WRITTEN INSTRUCTION —
Note how many lines hold "components" and report that number by itself.

MATERIAL PROVIDED —
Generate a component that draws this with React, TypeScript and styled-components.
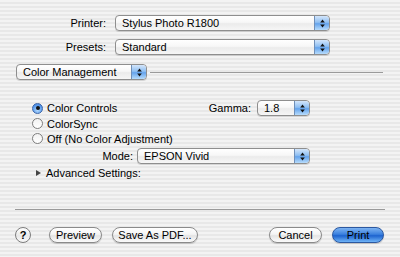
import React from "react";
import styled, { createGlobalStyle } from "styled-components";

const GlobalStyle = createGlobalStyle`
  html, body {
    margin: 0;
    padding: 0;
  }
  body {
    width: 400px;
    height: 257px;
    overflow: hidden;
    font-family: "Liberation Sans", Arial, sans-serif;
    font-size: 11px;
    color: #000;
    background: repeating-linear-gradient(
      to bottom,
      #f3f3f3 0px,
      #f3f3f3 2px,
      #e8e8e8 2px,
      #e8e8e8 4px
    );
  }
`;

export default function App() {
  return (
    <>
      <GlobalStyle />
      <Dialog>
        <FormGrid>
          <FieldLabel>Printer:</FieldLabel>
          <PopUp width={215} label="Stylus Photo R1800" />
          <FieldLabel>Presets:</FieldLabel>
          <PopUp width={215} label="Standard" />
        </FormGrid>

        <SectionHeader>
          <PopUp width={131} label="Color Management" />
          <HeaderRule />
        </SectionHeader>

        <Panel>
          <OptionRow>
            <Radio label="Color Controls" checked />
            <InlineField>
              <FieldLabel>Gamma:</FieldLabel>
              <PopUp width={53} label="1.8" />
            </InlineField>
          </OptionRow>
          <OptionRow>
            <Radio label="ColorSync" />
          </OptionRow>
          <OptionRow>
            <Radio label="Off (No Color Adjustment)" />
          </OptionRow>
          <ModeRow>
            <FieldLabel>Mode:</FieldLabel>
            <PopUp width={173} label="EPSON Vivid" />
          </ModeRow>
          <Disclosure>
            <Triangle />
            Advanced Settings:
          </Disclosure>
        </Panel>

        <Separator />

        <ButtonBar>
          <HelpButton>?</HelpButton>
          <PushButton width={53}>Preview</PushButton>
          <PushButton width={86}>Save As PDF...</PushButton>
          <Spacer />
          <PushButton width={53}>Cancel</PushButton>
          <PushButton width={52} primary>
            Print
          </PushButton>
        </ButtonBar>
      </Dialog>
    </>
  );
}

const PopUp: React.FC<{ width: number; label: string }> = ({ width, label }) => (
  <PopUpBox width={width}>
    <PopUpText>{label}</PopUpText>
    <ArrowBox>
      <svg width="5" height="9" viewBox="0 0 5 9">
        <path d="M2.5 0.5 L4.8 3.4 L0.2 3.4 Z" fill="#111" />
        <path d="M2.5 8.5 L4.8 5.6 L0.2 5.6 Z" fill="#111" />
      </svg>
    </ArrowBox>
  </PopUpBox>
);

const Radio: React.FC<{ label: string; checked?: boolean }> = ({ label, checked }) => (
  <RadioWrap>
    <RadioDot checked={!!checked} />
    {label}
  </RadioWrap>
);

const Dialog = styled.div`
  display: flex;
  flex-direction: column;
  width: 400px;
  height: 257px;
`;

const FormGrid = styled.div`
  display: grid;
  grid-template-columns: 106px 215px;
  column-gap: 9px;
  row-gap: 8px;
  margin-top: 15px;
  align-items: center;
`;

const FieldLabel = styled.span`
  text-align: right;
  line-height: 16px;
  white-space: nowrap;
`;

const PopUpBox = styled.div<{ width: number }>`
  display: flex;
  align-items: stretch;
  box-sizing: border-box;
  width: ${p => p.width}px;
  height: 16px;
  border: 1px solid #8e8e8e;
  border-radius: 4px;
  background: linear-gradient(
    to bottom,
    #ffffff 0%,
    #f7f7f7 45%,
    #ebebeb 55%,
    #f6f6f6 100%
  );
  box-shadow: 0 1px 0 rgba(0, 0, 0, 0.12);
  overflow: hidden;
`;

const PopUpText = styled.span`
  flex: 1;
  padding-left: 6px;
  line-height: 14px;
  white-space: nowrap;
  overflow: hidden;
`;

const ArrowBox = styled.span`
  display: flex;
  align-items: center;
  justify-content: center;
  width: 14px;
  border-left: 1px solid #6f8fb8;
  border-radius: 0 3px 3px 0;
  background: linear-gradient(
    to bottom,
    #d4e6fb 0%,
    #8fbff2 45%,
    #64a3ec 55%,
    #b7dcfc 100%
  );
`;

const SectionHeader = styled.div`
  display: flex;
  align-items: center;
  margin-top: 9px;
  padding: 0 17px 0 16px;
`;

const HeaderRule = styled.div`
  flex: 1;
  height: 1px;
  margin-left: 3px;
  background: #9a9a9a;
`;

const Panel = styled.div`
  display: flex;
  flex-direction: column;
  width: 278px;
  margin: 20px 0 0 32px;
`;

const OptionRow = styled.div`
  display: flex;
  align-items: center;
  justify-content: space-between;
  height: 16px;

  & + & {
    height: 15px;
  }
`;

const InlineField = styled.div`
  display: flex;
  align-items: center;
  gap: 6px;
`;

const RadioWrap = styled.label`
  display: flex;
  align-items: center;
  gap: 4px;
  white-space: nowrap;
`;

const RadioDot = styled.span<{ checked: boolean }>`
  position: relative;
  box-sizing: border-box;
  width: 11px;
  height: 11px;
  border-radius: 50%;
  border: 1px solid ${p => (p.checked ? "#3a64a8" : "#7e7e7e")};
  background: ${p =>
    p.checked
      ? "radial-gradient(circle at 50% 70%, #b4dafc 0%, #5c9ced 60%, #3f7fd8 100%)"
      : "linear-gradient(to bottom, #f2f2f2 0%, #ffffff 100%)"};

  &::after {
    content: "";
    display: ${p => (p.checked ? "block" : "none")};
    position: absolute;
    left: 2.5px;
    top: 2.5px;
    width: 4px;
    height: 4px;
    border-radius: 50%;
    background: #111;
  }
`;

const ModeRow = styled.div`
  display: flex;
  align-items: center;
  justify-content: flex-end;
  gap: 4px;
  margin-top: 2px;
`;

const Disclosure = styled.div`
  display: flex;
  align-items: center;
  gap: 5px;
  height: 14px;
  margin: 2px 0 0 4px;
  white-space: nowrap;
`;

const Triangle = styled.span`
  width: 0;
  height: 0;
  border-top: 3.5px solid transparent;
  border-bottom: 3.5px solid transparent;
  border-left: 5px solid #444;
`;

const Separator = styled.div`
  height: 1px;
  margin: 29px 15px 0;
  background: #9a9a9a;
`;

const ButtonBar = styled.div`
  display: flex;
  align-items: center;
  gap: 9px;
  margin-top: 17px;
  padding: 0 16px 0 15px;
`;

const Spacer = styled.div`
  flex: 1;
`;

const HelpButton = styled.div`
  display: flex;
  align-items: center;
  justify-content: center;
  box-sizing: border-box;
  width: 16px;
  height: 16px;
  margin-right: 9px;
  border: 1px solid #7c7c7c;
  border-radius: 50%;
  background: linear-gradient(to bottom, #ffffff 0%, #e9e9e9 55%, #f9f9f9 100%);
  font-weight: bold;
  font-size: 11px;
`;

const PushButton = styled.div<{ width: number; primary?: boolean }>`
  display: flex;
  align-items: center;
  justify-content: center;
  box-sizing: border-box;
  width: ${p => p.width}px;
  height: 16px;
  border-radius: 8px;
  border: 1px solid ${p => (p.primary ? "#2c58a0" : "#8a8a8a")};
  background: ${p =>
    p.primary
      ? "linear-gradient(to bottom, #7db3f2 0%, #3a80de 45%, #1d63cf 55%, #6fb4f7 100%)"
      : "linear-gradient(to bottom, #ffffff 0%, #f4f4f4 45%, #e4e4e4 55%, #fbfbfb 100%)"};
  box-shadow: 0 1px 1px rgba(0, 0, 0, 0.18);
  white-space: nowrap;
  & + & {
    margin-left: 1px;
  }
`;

OUTPUT —
2